── DATA PROVIDED

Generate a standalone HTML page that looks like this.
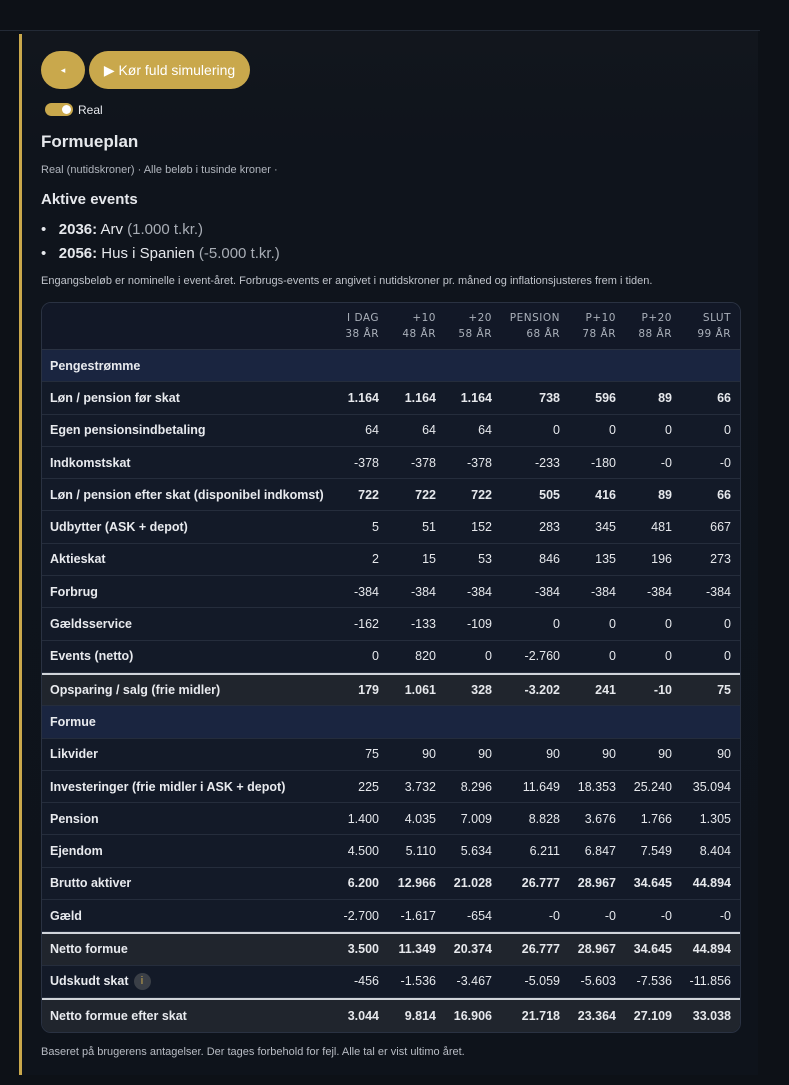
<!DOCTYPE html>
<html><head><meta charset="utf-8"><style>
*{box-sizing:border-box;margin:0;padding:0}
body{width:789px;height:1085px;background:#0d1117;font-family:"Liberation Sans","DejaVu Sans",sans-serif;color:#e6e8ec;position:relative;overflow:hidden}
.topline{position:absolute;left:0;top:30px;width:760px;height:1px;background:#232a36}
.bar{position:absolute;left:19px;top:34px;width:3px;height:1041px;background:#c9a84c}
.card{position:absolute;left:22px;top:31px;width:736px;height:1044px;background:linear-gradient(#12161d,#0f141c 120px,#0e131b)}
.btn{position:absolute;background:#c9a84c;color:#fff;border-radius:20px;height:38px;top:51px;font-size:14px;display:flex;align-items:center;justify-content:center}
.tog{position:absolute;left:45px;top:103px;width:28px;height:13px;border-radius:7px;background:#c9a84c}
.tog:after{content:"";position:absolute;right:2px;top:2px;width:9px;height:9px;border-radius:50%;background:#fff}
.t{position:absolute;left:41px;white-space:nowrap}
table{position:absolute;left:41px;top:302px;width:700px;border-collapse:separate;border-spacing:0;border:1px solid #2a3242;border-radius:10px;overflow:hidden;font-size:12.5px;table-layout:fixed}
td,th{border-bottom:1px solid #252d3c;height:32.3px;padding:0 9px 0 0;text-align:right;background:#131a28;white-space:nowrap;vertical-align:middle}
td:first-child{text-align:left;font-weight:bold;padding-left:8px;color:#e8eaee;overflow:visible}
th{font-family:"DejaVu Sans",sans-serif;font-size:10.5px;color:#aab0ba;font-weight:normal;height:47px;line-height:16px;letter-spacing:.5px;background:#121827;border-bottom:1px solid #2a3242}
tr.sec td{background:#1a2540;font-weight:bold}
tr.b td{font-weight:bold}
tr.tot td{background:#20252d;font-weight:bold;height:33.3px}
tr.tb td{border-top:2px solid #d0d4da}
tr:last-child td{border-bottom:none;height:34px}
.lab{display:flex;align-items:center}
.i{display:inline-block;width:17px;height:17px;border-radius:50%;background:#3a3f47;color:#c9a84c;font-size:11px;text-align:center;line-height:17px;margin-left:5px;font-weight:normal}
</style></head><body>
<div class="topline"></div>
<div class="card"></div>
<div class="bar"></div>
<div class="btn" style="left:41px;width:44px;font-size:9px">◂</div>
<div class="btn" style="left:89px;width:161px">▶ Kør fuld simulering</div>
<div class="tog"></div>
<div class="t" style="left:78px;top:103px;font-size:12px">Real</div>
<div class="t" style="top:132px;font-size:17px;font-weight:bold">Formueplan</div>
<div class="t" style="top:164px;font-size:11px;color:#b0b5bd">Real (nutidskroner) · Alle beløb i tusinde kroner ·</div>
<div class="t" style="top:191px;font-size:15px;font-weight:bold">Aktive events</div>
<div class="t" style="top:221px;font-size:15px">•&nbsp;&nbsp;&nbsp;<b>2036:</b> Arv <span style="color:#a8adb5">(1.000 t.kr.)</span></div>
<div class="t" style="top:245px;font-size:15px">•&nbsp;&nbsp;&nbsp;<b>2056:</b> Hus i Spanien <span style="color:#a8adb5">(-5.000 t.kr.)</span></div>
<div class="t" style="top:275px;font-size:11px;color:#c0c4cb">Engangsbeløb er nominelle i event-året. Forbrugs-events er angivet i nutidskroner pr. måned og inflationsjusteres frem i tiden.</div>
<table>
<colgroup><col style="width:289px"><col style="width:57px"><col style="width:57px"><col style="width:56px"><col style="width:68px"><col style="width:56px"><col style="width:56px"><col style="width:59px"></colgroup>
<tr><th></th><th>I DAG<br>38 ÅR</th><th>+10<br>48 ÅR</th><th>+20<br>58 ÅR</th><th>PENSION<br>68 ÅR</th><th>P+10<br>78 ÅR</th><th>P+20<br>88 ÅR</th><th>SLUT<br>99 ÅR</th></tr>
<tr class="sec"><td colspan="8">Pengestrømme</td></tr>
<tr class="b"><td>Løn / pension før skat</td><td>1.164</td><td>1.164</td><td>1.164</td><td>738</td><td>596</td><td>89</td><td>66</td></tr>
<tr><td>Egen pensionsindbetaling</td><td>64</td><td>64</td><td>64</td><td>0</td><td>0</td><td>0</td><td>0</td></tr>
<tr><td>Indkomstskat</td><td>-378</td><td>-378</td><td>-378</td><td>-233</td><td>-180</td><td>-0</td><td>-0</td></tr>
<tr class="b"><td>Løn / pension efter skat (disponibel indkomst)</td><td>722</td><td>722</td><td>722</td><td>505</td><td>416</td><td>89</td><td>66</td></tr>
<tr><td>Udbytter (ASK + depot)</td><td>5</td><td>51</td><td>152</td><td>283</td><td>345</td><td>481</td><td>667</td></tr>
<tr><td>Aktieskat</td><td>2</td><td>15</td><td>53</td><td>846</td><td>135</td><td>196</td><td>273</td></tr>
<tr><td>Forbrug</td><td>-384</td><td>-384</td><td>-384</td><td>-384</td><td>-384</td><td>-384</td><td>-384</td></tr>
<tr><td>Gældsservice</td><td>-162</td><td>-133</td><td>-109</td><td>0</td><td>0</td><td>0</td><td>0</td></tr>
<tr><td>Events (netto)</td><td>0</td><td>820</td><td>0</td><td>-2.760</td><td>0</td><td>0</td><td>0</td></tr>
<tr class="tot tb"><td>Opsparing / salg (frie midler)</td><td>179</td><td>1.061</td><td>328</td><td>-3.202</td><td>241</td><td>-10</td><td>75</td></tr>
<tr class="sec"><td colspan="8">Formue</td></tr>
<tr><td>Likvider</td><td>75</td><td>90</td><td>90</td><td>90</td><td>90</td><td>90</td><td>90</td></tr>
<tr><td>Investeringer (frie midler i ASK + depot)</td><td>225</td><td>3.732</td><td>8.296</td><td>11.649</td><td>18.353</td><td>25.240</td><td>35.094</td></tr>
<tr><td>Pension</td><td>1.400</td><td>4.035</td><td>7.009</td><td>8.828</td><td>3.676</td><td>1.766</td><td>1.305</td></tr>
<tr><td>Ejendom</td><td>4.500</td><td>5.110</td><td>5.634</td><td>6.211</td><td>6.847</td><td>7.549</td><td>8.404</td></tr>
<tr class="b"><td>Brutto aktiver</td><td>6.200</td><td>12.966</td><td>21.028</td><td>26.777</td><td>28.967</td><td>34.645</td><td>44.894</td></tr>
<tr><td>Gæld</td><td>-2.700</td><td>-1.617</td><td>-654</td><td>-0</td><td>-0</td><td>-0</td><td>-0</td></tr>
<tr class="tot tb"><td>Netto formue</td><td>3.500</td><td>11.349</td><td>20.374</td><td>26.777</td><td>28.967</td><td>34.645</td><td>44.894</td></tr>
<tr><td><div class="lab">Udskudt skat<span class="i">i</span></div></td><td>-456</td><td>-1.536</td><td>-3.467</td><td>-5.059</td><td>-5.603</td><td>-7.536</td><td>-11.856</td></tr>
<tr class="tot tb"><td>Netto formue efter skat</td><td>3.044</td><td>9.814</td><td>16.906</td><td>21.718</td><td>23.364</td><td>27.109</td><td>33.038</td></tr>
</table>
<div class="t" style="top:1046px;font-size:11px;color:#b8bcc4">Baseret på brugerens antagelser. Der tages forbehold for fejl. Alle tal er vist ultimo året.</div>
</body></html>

────
── DATA PROVIDED

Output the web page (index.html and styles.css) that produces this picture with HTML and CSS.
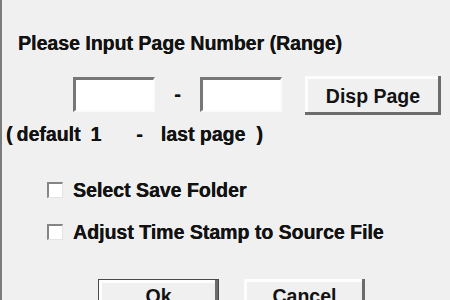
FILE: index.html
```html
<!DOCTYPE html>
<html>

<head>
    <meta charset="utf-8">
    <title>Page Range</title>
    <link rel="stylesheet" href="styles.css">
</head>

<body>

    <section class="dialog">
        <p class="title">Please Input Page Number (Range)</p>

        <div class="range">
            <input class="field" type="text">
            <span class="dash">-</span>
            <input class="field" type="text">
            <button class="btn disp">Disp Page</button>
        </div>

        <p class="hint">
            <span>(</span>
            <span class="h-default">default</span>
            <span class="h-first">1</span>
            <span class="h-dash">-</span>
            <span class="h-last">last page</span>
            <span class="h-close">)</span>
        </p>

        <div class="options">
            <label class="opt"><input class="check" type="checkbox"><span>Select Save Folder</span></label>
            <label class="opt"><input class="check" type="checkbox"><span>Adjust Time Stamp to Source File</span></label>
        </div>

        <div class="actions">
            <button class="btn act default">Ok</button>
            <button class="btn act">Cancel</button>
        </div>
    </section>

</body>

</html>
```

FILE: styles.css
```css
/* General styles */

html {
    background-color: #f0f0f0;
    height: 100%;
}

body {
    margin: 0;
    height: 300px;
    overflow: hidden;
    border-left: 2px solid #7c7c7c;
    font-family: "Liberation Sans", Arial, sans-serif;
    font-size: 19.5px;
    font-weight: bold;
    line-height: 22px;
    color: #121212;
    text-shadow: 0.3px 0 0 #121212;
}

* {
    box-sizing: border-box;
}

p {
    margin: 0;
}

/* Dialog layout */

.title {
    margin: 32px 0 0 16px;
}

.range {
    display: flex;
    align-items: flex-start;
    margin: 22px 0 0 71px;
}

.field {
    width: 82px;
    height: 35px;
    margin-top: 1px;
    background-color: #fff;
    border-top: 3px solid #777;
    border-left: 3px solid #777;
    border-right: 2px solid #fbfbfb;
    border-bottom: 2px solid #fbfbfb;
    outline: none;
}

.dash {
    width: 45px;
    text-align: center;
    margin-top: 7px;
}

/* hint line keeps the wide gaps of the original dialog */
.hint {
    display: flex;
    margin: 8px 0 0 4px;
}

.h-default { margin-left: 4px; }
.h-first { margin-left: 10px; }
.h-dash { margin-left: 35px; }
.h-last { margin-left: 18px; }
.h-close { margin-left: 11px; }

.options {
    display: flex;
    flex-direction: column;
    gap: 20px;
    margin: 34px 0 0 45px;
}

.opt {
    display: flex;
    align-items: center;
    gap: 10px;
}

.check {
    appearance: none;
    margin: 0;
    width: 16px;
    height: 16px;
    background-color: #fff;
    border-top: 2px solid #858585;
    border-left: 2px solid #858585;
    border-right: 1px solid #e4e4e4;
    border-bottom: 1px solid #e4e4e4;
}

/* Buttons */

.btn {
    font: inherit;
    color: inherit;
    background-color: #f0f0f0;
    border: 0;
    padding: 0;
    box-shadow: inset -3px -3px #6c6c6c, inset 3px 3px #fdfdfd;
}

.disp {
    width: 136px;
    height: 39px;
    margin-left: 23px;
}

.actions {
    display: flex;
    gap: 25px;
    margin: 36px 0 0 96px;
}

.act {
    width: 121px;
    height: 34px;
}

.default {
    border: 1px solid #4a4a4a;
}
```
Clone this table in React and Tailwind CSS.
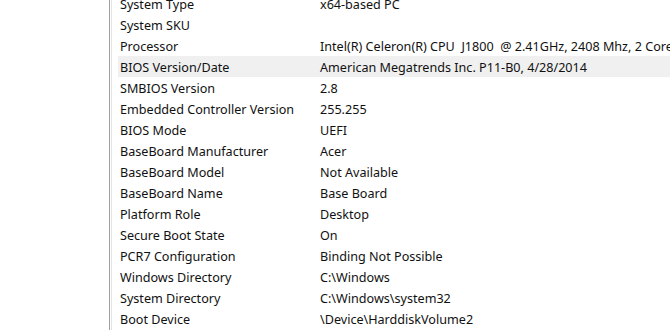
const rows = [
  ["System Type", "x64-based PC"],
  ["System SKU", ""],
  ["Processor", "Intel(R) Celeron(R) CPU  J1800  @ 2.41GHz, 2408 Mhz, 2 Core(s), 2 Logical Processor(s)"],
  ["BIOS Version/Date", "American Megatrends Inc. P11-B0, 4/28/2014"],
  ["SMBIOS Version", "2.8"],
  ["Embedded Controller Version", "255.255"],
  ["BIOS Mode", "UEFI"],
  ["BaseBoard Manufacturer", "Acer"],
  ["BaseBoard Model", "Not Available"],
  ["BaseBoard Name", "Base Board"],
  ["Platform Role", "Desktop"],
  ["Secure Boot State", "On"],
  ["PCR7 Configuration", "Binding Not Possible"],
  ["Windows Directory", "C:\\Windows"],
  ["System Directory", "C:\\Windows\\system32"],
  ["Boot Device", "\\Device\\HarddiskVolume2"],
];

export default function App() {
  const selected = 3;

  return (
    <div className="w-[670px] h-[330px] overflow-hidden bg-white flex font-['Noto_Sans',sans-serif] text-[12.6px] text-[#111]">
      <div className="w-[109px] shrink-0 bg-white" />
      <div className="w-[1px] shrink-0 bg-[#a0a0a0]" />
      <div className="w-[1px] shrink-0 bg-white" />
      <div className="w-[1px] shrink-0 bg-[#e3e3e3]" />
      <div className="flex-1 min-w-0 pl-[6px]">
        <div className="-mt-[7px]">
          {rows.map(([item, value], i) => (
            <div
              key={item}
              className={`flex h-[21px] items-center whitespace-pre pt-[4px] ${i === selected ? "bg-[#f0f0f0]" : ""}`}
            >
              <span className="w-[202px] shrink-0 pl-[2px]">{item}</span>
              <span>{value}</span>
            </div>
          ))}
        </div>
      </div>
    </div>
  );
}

────

TASK PROMPT
Print out, exactly and with nothing added, the lines starting at the line holding "Clone this table in React and Tailwind CSS." and ending at the line holding "const selected = 3;", minus any pictures.

REPLY
Clone this table in React and Tailwind CSS.
const rows = [
  ["System Type", "x64-based PC"],
  ["System SKU", ""],
  ["Processor", "Intel(R) Celeron(R) CPU  J1800  @ 2.41GHz, 2408 Mhz, 2 Core(s), 2 Logical Processor(s)"],
  ["BIOS Version/Date", "American Megatrends Inc. P11-B0, 4/28/2014"],
  ["SMBIOS Version", "2.8"],
  ["Embedded Controller Version", "255.255"],
  ["BIOS Mode", "UEFI"],
  ["BaseBoard Manufacturer", "Acer"],
  ["BaseBoard Model", "Not Available"],
  ["BaseBoard Name", "Base Board"],
  ["Platform Role", "Desktop"],
  ["Secure Boot State", "On"],
  ["PCR7 Configuration", "Binding Not Possible"],
  ["Windows Directory", "C:\\Windows"],
  ["System Directory", "C:\\Windows\\system32"],
  ["Boot Device", "\\Device\\HarddiskVolume2"],
];

export default function App() {
  const selected = 3;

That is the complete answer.